Now, how can Americans reconcile these ideas, which many take as self-evident, with the prospect of permitting China to make major changes to the current economic order. Not easy, right? If one believes in American exceptionalism, then there is no other country qualified to run the show; it's America's mission, alone, ordained by a higher power, to carry out. I suspect a faction of Americans--both ordinary citizens and Congresspersons--would argue that ceding power to China is treasonous and probably push for impeachment.

In looking at military and security affairs, there are two keys, in my opinion. First, will economic troubles cause the U.S. to retrench from Asia? For now, of course, that's not going to happen. But over the long-term? Who knows? If it happens, though, it would make life easier for China.

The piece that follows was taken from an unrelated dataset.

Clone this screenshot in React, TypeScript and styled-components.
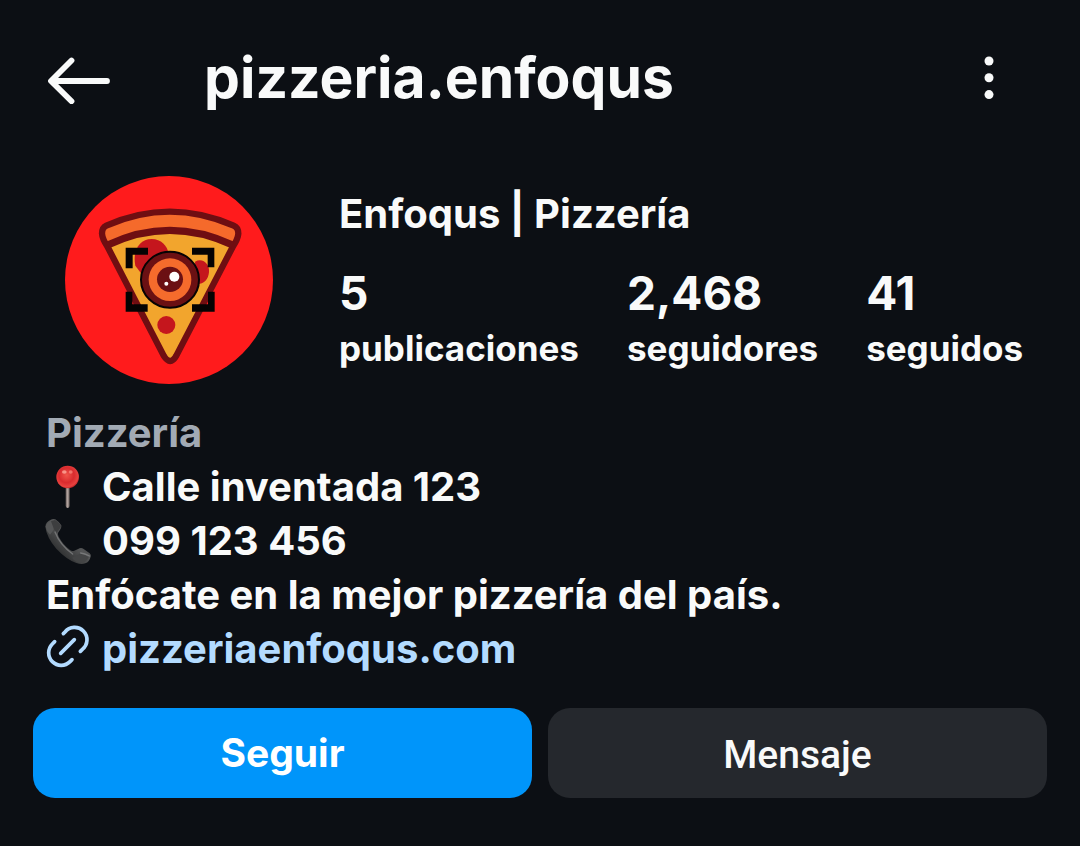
import React from "react";
import styled, { createGlobalStyle } from "styled-components";

const GlobalStyle = createGlobalStyle`
  *, *::before, *::after { box-sizing: border-box; }
  html { background: #0c0f14; }
  body { margin: 0; background: #0c0f14; color: #f9fafa; font-family: Inter, "Liberation Sans", sans-serif; }
`;

const Page = styled.main`
  padding: 40px 33px 48px;
`;

const Header = styled.header`
  display: flex;
  align-items: center;
  height: 80px;
  padding: 0 40px 0 14px;
`;

const IconButton = styled.button<{ $width: number }>`
  display: flex;
  align-items: center;
  justify-content: center;
  width: ${(p) => p.$width}px;
  height: 64px;
  padding: 0;
  border: 0;
  background: none;
  color: inherit;
  cursor: pointer;
`;

const Username = styled.h1`
  flex: 1;
  margin: 0 0 0 93px;
  padding-bottom: 5px;
  font-size: 57px;
  line-height: 72px;
  font-weight: 700;
`;

const Profile = styled.section`
  display: flex;
  align-items: center;
  gap: 66px;
  margin-top: 56px;
  padding-left: 32px;
`;

const Avatar = styled.svg`
  flex: none;
  width: 208px;
  height: 208px;
  border-radius: 50%;
`;

const Info = styled.div`
  display: flex;
  flex-direction: column;
  gap: 24px;
  padding-top: 2px;
`;

const Name = styled.h2`
  margin: 0;
  font-size: 40px;
  line-height: 54px;
  font-weight: 700;
`;

const Stats = styled.ul`
  display: flex;
  gap: 48px;
  margin: 0;
  padding: 0;
  list-style: none;
`;

const Stat = styled.li`
  display: flex;
  flex-direction: column;
`;

const StatValue = styled.strong`
  font-size: 46px;
  line-height: 56px;
  font-weight: 700;
`;

const StatLabel = styled.span`
  font-size: 35px;
  line-height: 54px;
  font-weight: 700;
`;

const Bio = styled.section`
  margin-top: 22px;
  padding-left: 13px;
  font-size: 40px;
  line-height: 54px;
  font-weight: 700;
`;

const Line = styled.p<{ $muted?: boolean }>`
  display: flex;
  align-items: center;
  gap: 10px;
  margin: 0;
  color: ${(p) => (p.$muted ? "#a2aab4" : "inherit")};
`;

const BioIcon = styled.svg`
  flex: none;
  width: 46px;
  height: 46px;
  overflow: visible;
`;

const SiteLink = styled.a`
  color: #b3dbff;
  text-decoration: none;
`;

const Actions = styled.div`
  display: grid;
  grid-template-columns: 1fr 1fr;
  gap: 16px;
  margin-top: 32px;
`;

const ActionButton = styled.button<{ $primary?: boolean }>`
  height: 90px;
  padding: ${(p) => (p.$primary ? "0" : "4px 0 0")};
  border: 0;
  border-radius: 22px;
  background: ${(p) => (p.$primary ? "#0095fa" : "#25282d")};
  color: ${(p) => (p.$primary ? "#ffffff" : "#f9fafa")};
  font-family: ${(p) => (p.$primary ? "Inter" : "Roboto")}, "Liberation Sans", sans-serif;
  font-size: 39px;
  line-height: 48px;
  font-weight: ${(p) => (p.$primary ? 700 : 500)};
  cursor: pointer;
`;

const stats = [
  { value: "5", label: "publicaciones" },
  { value: "2,468", label: "seguidores" },
  { value: "41", label: "seguidos" },
];

const BackArrow = () => (
  <svg width="64" height="48" viewBox="0 0 64 48" fill="none" stroke="currentColor" strokeWidth="5.8" strokeLinecap="round" strokeLinejoin="round" aria-hidden="true">
    <path d="M24.5 4.5 4 25l20.5 20.3M6 25h54" />
  </svg>
);

const Dots = () => (
  <svg width="10" height="48" viewBox="0 0 10 48" fill="currentColor" aria-hidden="true">
    <circle cx="5" cy="5" r="4.5" />
    <circle cx="5" cy="21.8" r="4.5" />
    <circle cx="5" cy="38.6" r="4.5" />
  </svg>
);

const PizzaLogo = () => (
  <Avatar viewBox="30 33 624 624" role="img" aria-label="Enfoqus Pizzería">
    <rect x="30" y="33" width="624" height="624" fill="#ff1b1c" />
    <path d="M160 240 C275 188 410 188 530 240 L364 576 Q346 602 326 576 Z" fill="#f2a52d" />
    <path d="M241 302 C232 260 252 222 290 222 C318 222 338 242 341 268 L300 310 L262 330 Z" fill="#c5161d" />
    <path d="M420 290 C444 277 465 298 462 322 C460 346 442 360 424 357 Z" fill="#c5161d" />
    <circle cx="334" cy="480" r="27" fill="#c5161d" />
    <path d="M154 182 Q344 98 536 182 Q550 188 550 206 Q550 222 533 242 Q344 152 158 242 Q141 224 141 206 Q141 188 154 182 Z" fill="#f56a2b" />
    <path d="M154 182 Q344 98 536 182 Q550 188 550 206 Q549 222 533 246 L364 572 Q346 604 326 572 L158 246 Q142 222 141 206 Q141 188 154 182 Z" fill="none" stroke="#6f0e12" strokeWidth="19" strokeLinejoin="round" />
    <path d="M158 240 Q344 152 533 240" fill="none" stroke="#6f0e12" strokeWidth="22" />
    <g fill="#050303">
      <path d="M212 248h67v21h-46v41h-21z" />
      <path d="M411 248h67v59h-20v-38h-47z" />
      <path d="M212 380h20v38h46v22h-66z" />
      <path d="M459 380h20v60h-68v-22h48z" />
    </g>
    <ellipse cx="345" cy="344" rx="87" ry="84" fill="#6b1013" stroke="#070304" strokeWidth="6" />
    <ellipse cx="345" cy="344" rx="64" ry="64" fill="#f56b2c" />
    <ellipse cx="345" cy="343" rx="39" ry="38" fill="#6b1013" />
    <circle cx="358" cy="335" r="15" fill="#fff" />
    <circle cx="334" cy="356" r="6" fill="#fff" />
  </Avatar>
);

const PinIcon = () => (
  <BioIcon viewBox="33 162 138 138" role="img" aria-label="Dirección">
    <defs>
      <radialGradient id="pinHead" cx="45%" cy="42%" r="60%">
        <stop offset="0" stopColor="#f0554a" />
        <stop offset="0.55" stopColor="#d92b2e" />
        <stop offset="0.85" stopColor="#e8423f" />
        <stop offset="1" stopColor="#b51f24" />
      </radialGradient>
      <linearGradient id="pinNeedle" x1="0" x2="1">
        <stop offset="0" stopColor="#6b5f5c" />
        <stop offset="0.5" stopColor="#b7a9a4" />
        <stop offset="1" stopColor="#5e5350" />
      </linearGradient>
    </defs>
    <path d="M92 230h12v58q-1 6-6 6t-6-6z" fill="url(#pinNeedle)" />
    <circle cx="98" cy="201" r="34" fill="url(#pinHead)" />
    <ellipse cx="88" cy="186" rx="7" ry="5" fill="#ffb1a2" opacity="0.75" />
    <ellipse cx="107" cy="186" rx="6" ry="5" fill="#ff9d8e" opacity="0.6" />
  </BioIcon>
);

const PhoneIcon = () => (
  <BioIcon viewBox="33 324 138 138" role="img" aria-label="Teléfono">
    <defs>
      <linearGradient id="handset" x1="0" y1="1" x2="1" y2="0">
        <stop offset="0.3" stopColor="#343536" />
        <stop offset="0.55" stopColor="#555657" />
        <stop offset="0.8" stopColor="#3a3b3c" />
      </linearGradient>
    </defs>
    <path d="M31 350 Q32 337 46 330 Q54 325 61 328 Q75 338 79 346 Q80 351 77 356 L69 369 Q68 374 71 380 Q84 404 105 420 Q111 425 118 422 L134 415 Q140 413 146 417 L164 430 Q169 434 167 440 Q163 455 151 460 Q139 464 124 459 Q94 448 64 416 Q35 382 31 350 Z" fill="url(#handset)" />
    <path d="M32 350 Q34 338 46 332 Q54 342 56 354 Q57 360 53 364 L45 374 Q33 362 32 350 Z" fill="#555657" />
    <path d="M60 330 Q74 339 77 347 Q78 351 75 355 L65 368 L57 358 L48 334 Z" fill="#3d3e3f" />
    <path d="M60 366 Q75 405 113 432" fill="none" stroke="#737475" strokeWidth="4" strokeLinecap="round" />
    <path d="M111 443 L137 430 Q145 430 161 442 Q153 458 139 459 Q121 458 111 443 Z" fill="#444546" />
    <path d="M137 429 Q148 430 164 438" fill="none" stroke="#78797a" strokeWidth="4" strokeLinecap="round" />
  </BioIcon>
);

const ChainIcon = () => (
  <BioIcon viewBox="33 153 138 138" fill="none" stroke="#b3dbff" strokeWidth="11" strokeLinecap="round" aria-hidden="true">
    <path d="M85 176 L90 171 A37 37 0 1 1 142 223 L136 229" />
    <path d="M59 200 L52 207 A37 37 0 1 0 105 260 L111 254" />
    <path d="M77 235 L118 194" />
  </BioIcon>
);

export default function App() {
  return (
    <>
      <GlobalStyle />
      <Page>
        <Header>
          <IconButton $width={64} type="button" aria-label="Atrás"><BackArrow /></IconButton>
          <Username>pizzeria.enfoqus</Username>
          <IconButton $width={36} type="button" aria-label="Más opciones"><Dots /></IconButton>
        </Header>
        <Profile>
          <PizzaLogo />
          <Info>
            <Name>Enfoqus | Pizzería</Name>
            <Stats>
              {stats.map((s) => (
                <Stat key={s.label}>
                  <StatValue>{s.value}</StatValue>
                  <StatLabel>{s.label}</StatLabel>
                </Stat>
              ))}
            </Stats>
          </Info>
        </Profile>
        <Bio>
          <Line $muted>Pizzería</Line>
          <Line><PinIcon />Calle inventada 123</Line>
          <Line><PhoneIcon />099 123 456</Line>
          <Line>Enfócate en la mejor pizzería del país.</Line>
          <Line><ChainIcon /><SiteLink href="#sitio">pizzeriaenfoqus.com</SiteLink></Line>
        </Bio>
        <Actions>
          <ActionButton $primary type="button">Seguir</ActionButton>
          <ActionButton type="button">Mensaje</ActionButton>
        </Actions>
      </Page>
    </>
  );
}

It could spread its wings in the region as it pleases without the threat of significant resistance. Second, will China aim to squeeze the U.S. out of Asia? If it does, we will see nasty consequences for the region. There will likely be an escalation of tensions and hostilities, as well as a sharp increase in the likelihood of conflict, between China and the U.S. The region will splinter, with countries taking sides and some eventually getting dragged into the mess. And the fallout likely won't be confined to security issues, as conflicts involving the first and second largest economies is sure to destabilize the entire world economy.